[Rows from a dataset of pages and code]
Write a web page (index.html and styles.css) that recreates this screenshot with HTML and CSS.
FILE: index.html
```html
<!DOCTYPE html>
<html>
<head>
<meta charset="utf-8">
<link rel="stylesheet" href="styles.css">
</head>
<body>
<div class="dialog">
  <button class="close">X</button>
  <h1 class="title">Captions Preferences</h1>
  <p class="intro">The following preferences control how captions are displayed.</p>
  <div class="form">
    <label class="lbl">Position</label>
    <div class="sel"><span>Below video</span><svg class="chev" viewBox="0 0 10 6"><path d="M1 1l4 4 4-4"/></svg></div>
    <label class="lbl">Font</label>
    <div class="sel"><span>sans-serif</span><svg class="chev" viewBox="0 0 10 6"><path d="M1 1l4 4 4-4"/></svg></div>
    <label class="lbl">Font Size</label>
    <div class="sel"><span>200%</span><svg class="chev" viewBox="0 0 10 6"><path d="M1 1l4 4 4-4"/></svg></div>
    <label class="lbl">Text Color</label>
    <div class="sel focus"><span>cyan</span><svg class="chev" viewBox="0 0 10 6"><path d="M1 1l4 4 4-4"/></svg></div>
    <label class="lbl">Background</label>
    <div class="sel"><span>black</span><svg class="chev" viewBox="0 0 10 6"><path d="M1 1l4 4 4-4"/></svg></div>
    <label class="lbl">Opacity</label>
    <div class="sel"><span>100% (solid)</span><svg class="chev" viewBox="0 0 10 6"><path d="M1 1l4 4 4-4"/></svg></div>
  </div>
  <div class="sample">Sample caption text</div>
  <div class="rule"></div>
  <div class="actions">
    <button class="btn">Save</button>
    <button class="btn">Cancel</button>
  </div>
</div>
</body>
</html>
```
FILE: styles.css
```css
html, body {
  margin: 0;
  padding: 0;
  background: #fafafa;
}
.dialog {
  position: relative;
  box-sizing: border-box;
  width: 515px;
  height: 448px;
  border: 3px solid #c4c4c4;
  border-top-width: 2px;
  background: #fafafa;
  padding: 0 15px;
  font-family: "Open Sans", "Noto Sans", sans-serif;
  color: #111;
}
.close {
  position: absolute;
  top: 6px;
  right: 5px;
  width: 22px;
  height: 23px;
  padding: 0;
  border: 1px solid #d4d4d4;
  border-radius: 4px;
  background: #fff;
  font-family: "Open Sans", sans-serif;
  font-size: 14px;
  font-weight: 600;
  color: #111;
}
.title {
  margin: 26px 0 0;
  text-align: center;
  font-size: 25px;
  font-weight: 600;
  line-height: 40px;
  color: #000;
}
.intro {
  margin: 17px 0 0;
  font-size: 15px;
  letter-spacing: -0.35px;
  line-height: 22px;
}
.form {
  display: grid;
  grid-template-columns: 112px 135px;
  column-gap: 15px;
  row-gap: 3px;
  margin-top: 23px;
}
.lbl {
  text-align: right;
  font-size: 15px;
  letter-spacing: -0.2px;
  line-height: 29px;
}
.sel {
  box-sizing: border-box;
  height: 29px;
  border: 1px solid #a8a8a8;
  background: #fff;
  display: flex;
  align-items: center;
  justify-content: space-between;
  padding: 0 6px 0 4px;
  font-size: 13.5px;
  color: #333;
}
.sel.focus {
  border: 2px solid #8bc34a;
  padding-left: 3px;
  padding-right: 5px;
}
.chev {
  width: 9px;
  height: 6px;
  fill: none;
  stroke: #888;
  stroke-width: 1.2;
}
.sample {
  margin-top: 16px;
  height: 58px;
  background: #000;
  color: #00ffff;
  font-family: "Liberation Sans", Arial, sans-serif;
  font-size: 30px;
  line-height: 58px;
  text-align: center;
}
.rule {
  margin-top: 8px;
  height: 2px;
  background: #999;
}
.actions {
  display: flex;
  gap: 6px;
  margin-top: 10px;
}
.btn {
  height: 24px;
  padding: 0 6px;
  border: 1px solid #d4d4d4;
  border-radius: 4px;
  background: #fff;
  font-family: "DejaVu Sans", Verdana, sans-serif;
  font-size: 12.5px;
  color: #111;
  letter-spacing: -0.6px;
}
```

==

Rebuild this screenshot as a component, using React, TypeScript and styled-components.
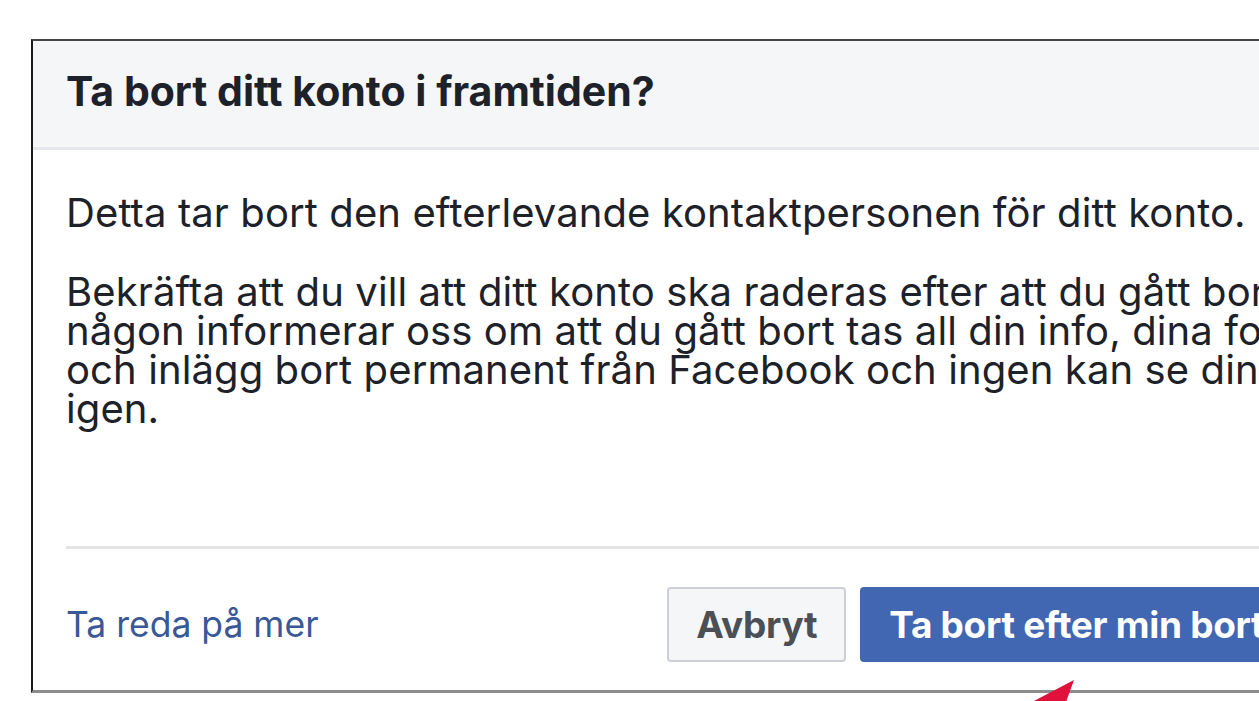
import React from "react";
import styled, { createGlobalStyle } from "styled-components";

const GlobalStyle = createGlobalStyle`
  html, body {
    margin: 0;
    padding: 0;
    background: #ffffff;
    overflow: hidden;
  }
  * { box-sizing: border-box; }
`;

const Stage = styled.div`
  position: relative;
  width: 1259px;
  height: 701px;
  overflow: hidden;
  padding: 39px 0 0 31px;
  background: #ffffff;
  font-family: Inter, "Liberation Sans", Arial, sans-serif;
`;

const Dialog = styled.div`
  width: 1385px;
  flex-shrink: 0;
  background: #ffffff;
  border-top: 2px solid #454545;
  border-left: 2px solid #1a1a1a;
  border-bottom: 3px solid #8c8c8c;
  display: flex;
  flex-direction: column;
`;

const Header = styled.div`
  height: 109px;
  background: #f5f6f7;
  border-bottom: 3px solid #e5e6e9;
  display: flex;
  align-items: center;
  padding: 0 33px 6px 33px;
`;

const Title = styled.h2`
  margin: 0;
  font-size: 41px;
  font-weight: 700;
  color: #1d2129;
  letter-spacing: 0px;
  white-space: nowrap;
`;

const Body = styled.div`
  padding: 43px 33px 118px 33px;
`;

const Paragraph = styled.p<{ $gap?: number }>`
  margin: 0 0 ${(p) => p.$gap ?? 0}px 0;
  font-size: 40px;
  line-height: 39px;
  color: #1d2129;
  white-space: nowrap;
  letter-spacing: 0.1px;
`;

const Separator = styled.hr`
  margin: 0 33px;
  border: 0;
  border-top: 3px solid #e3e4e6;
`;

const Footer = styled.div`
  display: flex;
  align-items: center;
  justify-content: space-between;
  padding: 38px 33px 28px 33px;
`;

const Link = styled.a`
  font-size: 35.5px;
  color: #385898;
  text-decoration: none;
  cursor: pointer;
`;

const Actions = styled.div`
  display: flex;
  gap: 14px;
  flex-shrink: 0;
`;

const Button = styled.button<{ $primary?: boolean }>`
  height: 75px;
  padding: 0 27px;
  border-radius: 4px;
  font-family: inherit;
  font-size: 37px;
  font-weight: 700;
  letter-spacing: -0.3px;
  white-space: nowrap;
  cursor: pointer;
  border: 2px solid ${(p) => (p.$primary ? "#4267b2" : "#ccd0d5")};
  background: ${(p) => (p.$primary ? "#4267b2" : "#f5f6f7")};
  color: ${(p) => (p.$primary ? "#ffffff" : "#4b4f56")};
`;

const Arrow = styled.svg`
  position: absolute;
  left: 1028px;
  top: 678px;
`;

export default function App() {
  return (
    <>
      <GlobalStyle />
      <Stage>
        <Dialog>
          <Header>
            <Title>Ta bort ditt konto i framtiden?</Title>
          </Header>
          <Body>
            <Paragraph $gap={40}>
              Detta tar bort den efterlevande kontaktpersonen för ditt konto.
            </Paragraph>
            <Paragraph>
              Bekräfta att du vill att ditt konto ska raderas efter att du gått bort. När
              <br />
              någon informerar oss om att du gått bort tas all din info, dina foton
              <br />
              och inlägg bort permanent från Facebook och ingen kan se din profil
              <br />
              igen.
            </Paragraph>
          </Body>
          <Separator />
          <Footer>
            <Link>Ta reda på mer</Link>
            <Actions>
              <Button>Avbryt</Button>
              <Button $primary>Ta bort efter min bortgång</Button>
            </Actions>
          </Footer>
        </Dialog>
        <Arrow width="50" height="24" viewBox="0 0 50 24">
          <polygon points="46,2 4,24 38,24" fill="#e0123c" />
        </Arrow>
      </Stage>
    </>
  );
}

* * *

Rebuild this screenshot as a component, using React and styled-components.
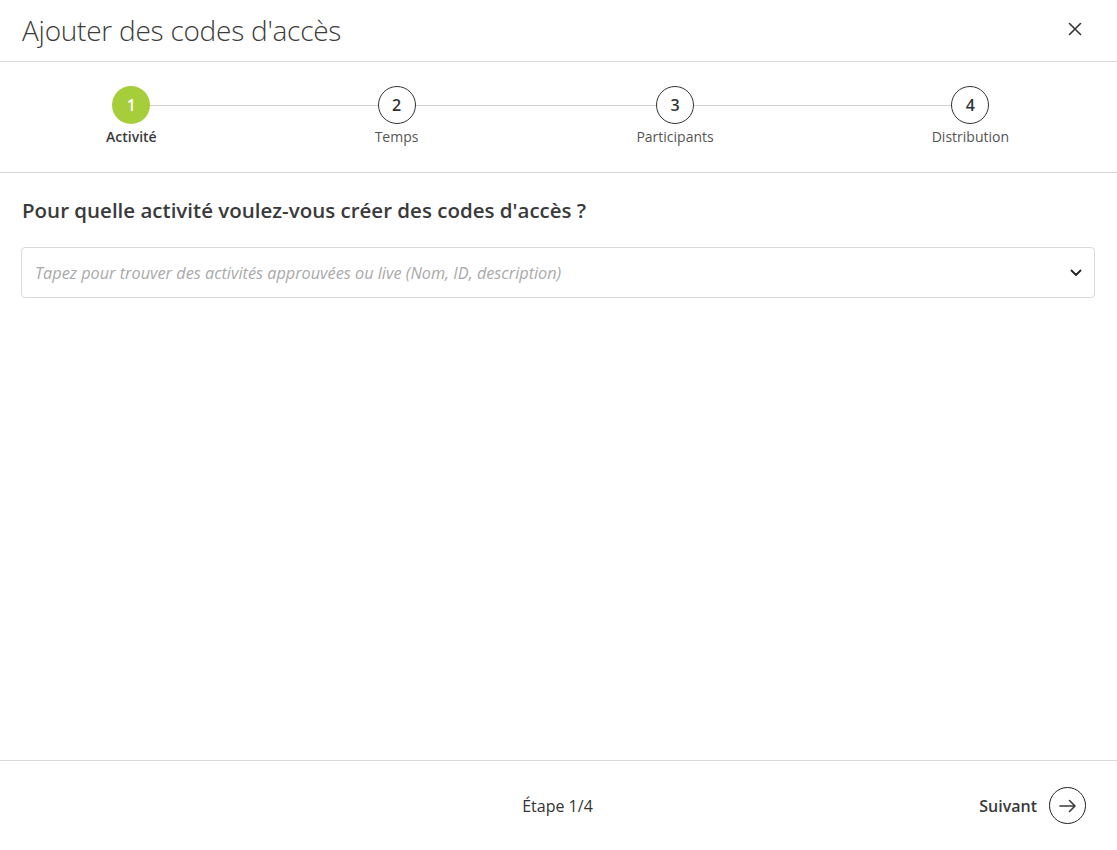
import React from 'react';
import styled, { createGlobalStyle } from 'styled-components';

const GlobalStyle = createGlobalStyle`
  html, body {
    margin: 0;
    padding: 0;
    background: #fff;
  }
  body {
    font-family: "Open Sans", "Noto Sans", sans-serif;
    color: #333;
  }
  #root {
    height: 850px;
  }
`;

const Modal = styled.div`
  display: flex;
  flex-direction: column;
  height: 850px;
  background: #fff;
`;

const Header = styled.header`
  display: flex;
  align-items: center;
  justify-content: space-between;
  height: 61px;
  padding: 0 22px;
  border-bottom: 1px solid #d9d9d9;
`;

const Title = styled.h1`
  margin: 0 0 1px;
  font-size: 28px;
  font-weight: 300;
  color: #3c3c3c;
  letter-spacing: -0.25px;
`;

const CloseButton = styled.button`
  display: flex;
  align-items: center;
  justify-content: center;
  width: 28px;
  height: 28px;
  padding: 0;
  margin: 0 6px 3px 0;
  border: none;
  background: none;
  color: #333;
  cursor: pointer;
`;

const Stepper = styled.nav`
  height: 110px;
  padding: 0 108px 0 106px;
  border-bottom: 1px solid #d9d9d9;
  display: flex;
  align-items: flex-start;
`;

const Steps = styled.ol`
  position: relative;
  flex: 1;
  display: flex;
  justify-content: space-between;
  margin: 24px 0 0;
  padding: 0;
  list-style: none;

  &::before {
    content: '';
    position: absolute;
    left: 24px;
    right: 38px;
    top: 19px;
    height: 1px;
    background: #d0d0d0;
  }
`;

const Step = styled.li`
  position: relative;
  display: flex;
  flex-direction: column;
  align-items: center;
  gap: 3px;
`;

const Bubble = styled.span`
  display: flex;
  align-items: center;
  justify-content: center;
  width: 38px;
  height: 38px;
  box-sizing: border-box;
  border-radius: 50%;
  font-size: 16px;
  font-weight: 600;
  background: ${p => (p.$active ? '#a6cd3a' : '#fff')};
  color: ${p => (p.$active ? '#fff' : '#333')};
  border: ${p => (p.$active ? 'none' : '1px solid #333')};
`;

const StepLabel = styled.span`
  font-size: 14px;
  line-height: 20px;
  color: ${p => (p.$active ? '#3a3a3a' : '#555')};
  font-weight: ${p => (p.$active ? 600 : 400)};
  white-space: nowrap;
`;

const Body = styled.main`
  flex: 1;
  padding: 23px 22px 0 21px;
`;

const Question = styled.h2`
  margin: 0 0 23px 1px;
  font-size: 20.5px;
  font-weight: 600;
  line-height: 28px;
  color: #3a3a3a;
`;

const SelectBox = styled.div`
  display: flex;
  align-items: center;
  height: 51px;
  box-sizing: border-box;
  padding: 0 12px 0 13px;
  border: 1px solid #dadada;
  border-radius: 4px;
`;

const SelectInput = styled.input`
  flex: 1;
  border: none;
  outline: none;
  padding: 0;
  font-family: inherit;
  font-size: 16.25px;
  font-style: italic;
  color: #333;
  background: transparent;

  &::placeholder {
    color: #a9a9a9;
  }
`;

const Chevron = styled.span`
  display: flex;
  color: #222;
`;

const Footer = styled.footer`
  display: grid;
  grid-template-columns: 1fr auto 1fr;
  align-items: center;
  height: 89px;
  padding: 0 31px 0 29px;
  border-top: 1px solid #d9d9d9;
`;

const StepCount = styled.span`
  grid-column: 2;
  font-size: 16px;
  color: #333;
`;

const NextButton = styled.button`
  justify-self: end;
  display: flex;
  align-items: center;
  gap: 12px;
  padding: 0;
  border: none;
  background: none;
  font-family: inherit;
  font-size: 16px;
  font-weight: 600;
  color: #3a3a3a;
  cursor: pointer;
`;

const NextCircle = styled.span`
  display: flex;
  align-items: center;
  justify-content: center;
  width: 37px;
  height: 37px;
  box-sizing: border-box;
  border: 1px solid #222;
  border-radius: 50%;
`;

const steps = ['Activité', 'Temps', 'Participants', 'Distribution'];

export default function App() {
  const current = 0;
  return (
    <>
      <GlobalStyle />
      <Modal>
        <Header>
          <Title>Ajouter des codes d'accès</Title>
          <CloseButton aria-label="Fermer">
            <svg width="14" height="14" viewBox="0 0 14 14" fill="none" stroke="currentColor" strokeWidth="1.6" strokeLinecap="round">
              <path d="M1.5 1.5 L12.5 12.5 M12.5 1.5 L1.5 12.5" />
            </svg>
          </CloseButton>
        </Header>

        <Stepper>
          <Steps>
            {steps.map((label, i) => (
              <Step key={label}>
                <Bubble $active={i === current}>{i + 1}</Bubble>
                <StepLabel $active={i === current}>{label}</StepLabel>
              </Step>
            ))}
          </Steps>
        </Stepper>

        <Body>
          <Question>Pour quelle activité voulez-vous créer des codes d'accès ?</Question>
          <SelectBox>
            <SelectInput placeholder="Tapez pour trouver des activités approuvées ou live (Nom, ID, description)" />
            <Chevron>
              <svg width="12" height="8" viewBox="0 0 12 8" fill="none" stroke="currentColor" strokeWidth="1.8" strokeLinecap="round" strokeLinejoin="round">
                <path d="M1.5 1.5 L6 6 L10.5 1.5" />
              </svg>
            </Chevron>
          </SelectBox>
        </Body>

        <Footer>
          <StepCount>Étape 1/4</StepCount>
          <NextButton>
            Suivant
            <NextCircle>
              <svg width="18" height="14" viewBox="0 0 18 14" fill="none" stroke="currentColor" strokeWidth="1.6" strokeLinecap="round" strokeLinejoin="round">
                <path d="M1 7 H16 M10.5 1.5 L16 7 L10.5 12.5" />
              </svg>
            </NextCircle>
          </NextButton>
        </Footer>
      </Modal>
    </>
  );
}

# [EXERCISE]
Pick out every line above that contains the word "this" and copy it.

# [CORRECT RESULT]
Write a web page (index.html and styles.css) that recreates this screenshot with HTML and CSS.
Rebuild this screenshot as a component, using React, TypeScript and styled-components.
Rebuild this screenshot as a component, using React and styled-components.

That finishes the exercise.